AIM: All the data below goes into the copy word for word, but the pictures don't.

INFORMATION SHOWN:
** BEGIN **
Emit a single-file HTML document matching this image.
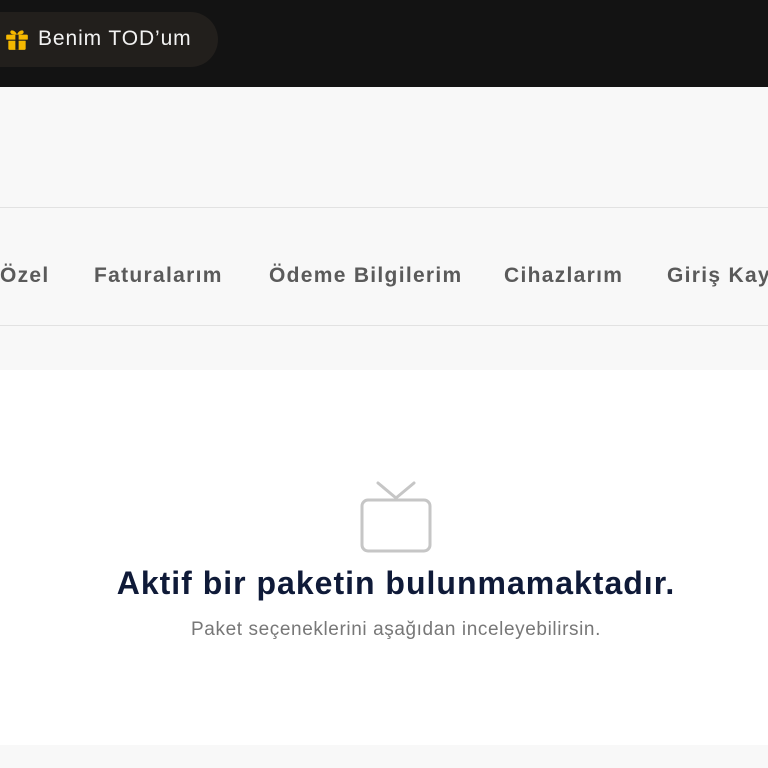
<!DOCTYPE html>
<html><head><meta charset="utf-8"><style>
*{margin:0;padding:0;box-sizing:border-box}
body{width:768px;height:768px;overflow:hidden;background:#fff;font-family:"Liberation Sans",sans-serif;position:relative}
.top{position:absolute;left:0;top:0;width:768px;height:87px;background:#131313}
.pill{position:absolute;left:0;top:12px;width:218px;height:55px;border-radius:0 28px 28px 0;background:#221f1c}
.pill span{position:absolute;left:38px;top:15px;color:#f2f2f2;font-size:21px;letter-spacing:0.9px}
.light{position:absolute;left:0;top:87px;width:768px;height:283px;background:#f8f8f8}
.l1{position:absolute;left:0;top:207px;width:768px;height:1px;background:#e2e2e2}
.l2{position:absolute;left:0;top:325px;width:768px;height:1px;background:#e2e2e2}
.navwrap{position:absolute;left:0;top:0;width:768px;height:768px;overflow:hidden}
.nav{position:absolute;top:264px;font-size:21px;font-weight:bold;color:#5a5a5a;letter-spacing:1.3px;white-space:nowrap}
.bot{position:absolute;left:0;top:745px;width:768px;height:23px;background:#f8f8f8}
h1{position:absolute;left:0;width:768px;top:565px;text-align:center;font-size:32px;color:#0f1a38;letter-spacing:1px;padding-left:24px}
p{position:absolute;left:0;width:768px;top:619px;text-align:center;font-size:19px;color:#777;letter-spacing:0.6px;padding-left:24px}
</style></head><body>
<div class="top"><div class="pill">
<svg style="position:absolute;left:4px;top:14px" width="26" height="26" viewBox="0 0 24 24"><g fill="#f5b800"><rect x="2" y="8" width="20" height="5" rx="1"/><rect x="4" y="13" width="16" height="9" rx="1"/><path d="M12 8C10 3 5 3 6 6.5 7 8 10 8 12 8ZM12 8C14 3 19 3 18 6.5 17 8 14 8 12 8Z"/></g><rect x="10.5" y="8" width="3" height="14" fill="#221f1c"/><rect x="2" y="12.6" width="20" height="1" fill="#221f1c"/></svg>
<span>Benim TOD’um</span></div></div>
<div class="light"></div>
<div class="l1"></div><div class="l2"></div>
<div class="navwrap">
<div class="nav" style="left:0">Özel</div>
<div class="nav" style="left:94px">Faturalarım</div>
<div class="nav" style="left:269px">Ödeme Bilgilerim</div>
<div class="nav" style="left:504px">Cihazlarım</div>
<div class="nav" style="left:667px;width:101px;overflow:hidden">Giriş Kayıtları</div>
</div>
<svg style="position:absolute;left:355px;top:478px" width="82" height="78" viewBox="0 0 82 78"><g fill="none" stroke="#c6c6c6" stroke-width="3" stroke-linecap="round" stroke-linejoin="round"><rect x="7" y="22" width="68" height="51" rx="6"/><path d="M23 5L41 20L59 5"/></g></svg>
<h1>Aktif bir paketin bulunmamaktadır.</h1>
<p>Paket seçeneklerini aşağıdan inceleyebilirsin.</p>
<div class="bot"></div>
</body></html>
** END **
EXERCISE RESULT:
Emit a single-file HTML document matching this image.
<!DOCTYPE html>
<html><head><meta charset="utf-8"><style>
*{margin:0;padding:0;box-sizing:border-box}
body{width:768px;height:768px;overflow:hidden;background:#fff;font-family:"Liberation Sans",sans-serif;position:relative}
.top{position:absolute;left:0;top:0;width:768px;height:87px;background:#131313}
.pill{position:absolute;left:0;top:12px;width:218px;height:55px;border-radius:0 28px 28px 0;background:#221f1c}
.pill span{position:absolute;left:38px;top:15px;color:#f2f2f2;font-size:21px;letter-spacing:0.9px}
.light{position:absolute;left:0;top:87px;width:768px;height:283px;background:#f8f8f8}
.l1{position:absolute;left:0;top:207px;width:768px;height:1px;background:#e2e2e2}
.l2{position:absolute;left:0;top:325px;width:768px;height:1px;background:#e2e2e2}
.navwrap{position:absolute;left:0;top:0;width:768px;height:768px;overflow:hidden}
.nav{position:absolute;top:264px;font-size:21px;font-weight:bold;color:#5a5a5a;letter-spacing:1.3px;white-space:nowrap}
.bot{position:absolute;left:0;top:745px;width:768px;height:23px;background:#f8f8f8}
h1{position:absolute;left:0;width:768px;top:565px;text-align:center;font-size:32px;color:#0f1a38;letter-spacing:1px;padding-left:24px}
p{position:absolute;left:0;width:768px;top:619px;text-align:center;font-size:19px;color:#777;letter-spacing:0.6px;padding-left:24px}
</style></head><body>
<div class="top"><div class="pill">
<svg style="position:absolute;left:4px;top:14px" width="26" height="26" viewBox="0 0 24 24"><g fill="#f5b800"><rect x="2" y="8" width="20" height="5" rx="1"/><rect x="4" y="13" width="16" height="9" rx="1"/><path d="M12 8C10 3 5 3 6 6.5 7 8 10 8 12 8ZM12 8C14 3 19 3 18 6.5 17 8 14 8 12 8Z"/></g><rect x="10.5" y="8" width="3" height="14" fill="#221f1c"/><rect x="2" y="12.6" width="20" height="1" fill="#221f1c"/></svg>
<span>Benim TOD’um</span></div></div>
<div class="light"></div>
<div class="l1"></div><div class="l2"></div>
<div class="navwrap">
<div class="nav" style="left:0">Özel</div>
<div class="nav" style="left:94px">Faturalarım</div>
<div class="nav" style="left:269px">Ödeme Bilgilerim</div>
<div class="nav" style="left:504px">Cihazlarım</div>
<div class="nav" style="left:667px;width:101px;overflow:hidden">Giriş Kayıtları</div>
</div>
<svg style="position:absolute;left:355px;top:478px" width="82" height="78" viewBox="0 0 82 78"><g fill="none" stroke="#c6c6c6" stroke-width="3" stroke-linecap="round" stroke-linejoin="round"><rect x="7" y="22" width="68" height="51" rx="6"/><path d="M23 5L41 20L59 5"/></g></svg>
<h1>Aktif bir paketin bulunmamaktadır.</h1>
<p>Paket seçeneklerini aşağıdan inceleyebilirsin.</p>
<div class="bot"></div>
</body></html>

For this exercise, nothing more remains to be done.